((

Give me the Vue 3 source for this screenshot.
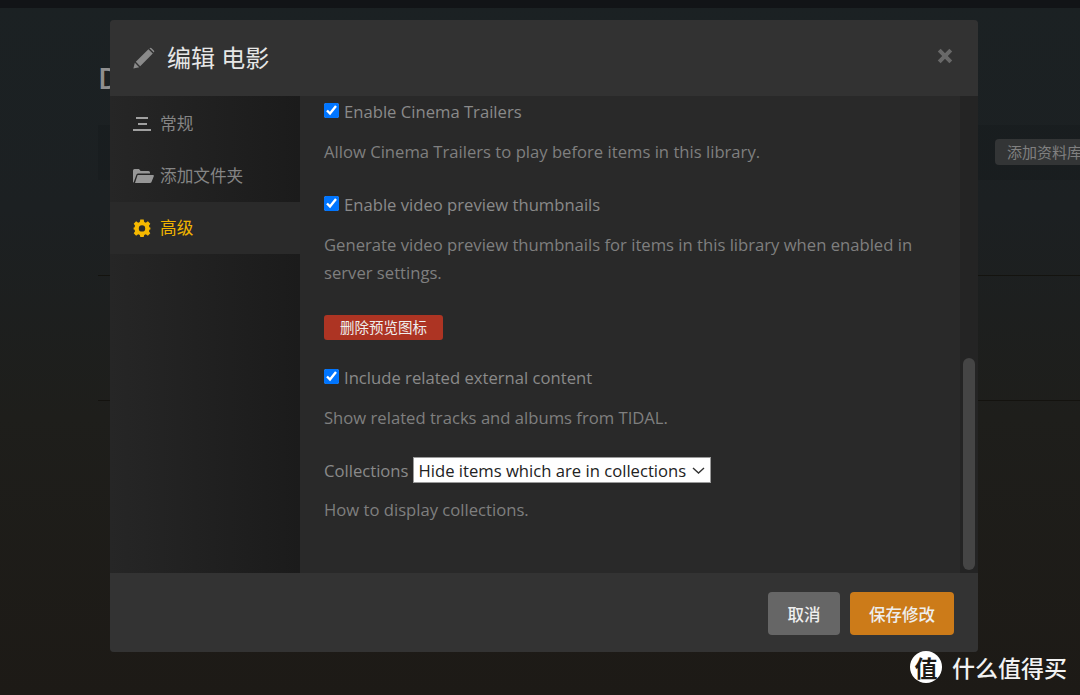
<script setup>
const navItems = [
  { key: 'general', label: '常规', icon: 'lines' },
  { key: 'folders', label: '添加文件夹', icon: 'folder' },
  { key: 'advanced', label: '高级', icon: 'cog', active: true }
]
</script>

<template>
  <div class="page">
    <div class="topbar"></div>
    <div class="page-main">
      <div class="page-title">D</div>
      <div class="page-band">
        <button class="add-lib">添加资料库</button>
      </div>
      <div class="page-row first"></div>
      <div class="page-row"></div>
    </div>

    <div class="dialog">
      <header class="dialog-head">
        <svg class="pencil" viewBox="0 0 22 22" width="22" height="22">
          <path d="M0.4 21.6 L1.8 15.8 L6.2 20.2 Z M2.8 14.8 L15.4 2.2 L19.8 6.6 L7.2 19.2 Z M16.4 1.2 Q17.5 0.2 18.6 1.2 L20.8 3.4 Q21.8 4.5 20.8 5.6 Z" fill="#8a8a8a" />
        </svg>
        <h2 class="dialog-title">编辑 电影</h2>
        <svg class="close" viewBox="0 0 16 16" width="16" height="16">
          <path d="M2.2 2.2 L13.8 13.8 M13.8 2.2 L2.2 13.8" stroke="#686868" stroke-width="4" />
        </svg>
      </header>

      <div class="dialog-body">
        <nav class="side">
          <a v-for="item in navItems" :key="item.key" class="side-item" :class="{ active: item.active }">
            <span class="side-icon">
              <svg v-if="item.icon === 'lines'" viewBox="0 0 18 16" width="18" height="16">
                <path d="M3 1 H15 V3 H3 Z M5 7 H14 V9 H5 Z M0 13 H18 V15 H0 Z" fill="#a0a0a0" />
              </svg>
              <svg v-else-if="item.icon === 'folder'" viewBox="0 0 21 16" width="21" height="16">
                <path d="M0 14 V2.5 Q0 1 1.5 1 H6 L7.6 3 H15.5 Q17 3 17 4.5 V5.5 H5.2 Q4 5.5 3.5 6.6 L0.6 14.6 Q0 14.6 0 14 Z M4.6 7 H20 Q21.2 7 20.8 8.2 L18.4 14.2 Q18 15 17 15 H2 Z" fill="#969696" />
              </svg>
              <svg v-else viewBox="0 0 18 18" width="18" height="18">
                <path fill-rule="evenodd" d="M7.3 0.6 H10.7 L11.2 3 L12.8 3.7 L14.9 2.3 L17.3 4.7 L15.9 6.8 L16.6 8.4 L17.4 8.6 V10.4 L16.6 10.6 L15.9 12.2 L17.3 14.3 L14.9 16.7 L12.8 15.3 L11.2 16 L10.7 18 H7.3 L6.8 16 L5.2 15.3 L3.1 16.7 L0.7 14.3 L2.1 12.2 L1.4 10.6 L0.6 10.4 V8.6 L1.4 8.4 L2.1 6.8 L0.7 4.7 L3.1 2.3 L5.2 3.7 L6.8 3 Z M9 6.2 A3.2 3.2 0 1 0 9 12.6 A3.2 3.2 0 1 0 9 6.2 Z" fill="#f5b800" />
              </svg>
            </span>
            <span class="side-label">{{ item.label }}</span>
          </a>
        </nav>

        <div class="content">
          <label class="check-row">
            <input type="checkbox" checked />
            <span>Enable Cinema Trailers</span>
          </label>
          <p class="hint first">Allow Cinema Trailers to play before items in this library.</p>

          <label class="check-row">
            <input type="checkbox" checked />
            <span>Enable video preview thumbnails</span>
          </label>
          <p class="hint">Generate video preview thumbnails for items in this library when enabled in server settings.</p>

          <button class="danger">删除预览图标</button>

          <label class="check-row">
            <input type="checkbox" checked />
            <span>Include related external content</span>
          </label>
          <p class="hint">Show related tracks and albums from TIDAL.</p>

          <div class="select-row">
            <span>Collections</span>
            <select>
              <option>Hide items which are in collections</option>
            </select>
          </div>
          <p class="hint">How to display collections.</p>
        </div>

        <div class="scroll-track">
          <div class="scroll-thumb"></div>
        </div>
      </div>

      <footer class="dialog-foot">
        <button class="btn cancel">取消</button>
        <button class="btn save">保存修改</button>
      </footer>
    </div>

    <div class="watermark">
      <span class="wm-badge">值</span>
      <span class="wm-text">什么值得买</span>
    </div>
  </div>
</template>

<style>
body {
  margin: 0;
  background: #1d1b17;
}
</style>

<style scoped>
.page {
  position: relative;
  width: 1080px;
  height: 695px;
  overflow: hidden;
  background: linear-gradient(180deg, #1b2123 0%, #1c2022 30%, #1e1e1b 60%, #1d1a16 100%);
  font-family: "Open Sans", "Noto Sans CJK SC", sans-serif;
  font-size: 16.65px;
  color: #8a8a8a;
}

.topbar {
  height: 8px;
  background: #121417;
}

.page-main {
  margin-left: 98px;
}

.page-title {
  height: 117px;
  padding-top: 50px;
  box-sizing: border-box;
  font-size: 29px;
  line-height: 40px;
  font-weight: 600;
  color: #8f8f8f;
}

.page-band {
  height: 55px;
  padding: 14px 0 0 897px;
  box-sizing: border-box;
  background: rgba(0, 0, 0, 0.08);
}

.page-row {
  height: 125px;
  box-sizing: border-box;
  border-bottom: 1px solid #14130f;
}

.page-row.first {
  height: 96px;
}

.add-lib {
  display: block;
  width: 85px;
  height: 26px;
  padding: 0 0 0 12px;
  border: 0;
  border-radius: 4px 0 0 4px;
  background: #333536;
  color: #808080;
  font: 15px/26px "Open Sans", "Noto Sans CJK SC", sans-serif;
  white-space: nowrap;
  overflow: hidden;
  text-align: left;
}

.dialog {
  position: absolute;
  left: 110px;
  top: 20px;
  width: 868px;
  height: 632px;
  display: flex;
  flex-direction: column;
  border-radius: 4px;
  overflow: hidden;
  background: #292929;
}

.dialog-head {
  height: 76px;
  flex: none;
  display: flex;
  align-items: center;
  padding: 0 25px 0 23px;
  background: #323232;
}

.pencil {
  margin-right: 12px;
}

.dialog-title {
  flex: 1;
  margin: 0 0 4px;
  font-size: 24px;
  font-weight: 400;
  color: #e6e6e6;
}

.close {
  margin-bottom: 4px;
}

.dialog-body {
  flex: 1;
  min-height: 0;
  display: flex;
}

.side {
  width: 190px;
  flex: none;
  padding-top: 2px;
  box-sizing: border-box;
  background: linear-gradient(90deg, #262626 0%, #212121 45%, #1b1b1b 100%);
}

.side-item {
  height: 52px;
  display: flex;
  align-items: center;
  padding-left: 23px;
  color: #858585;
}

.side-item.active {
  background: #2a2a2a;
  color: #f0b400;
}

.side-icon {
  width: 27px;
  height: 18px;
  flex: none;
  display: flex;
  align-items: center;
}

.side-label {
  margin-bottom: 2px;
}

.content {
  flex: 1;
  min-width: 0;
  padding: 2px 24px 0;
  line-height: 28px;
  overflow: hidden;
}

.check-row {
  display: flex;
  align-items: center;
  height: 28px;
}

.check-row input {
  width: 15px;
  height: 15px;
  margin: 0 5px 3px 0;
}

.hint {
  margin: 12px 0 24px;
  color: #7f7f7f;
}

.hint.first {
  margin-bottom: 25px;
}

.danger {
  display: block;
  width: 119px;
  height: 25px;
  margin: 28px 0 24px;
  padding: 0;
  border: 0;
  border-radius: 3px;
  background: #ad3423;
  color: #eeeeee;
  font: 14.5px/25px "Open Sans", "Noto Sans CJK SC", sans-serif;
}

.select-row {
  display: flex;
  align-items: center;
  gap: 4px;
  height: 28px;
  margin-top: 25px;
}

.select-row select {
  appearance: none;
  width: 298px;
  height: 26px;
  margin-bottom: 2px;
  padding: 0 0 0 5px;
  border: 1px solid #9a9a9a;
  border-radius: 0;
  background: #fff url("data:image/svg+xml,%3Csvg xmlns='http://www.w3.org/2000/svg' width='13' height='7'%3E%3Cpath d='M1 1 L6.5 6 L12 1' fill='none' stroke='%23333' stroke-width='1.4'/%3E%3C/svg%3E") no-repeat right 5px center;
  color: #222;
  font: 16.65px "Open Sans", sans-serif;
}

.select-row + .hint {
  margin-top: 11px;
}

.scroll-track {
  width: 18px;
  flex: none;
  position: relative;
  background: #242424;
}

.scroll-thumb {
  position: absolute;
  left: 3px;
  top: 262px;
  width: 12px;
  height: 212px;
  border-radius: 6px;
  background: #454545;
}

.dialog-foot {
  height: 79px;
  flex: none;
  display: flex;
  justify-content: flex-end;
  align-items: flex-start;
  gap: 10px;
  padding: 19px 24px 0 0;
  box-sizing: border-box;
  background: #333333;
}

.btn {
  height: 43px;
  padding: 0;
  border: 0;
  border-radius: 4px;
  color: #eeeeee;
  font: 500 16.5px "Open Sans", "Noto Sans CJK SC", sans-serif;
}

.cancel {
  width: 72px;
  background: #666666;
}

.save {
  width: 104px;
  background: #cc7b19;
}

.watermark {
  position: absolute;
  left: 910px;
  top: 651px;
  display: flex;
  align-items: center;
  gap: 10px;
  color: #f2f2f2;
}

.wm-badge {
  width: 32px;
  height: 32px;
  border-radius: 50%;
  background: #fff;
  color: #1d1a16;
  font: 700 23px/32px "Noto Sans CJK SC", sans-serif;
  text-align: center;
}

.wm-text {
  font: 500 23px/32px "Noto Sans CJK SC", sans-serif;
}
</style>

))

### WHAT YOU HAVE TO DO
Each line that has the word "this" counts once. How many such lines are in the data? Give the number alone.

### FINAL RESULT
3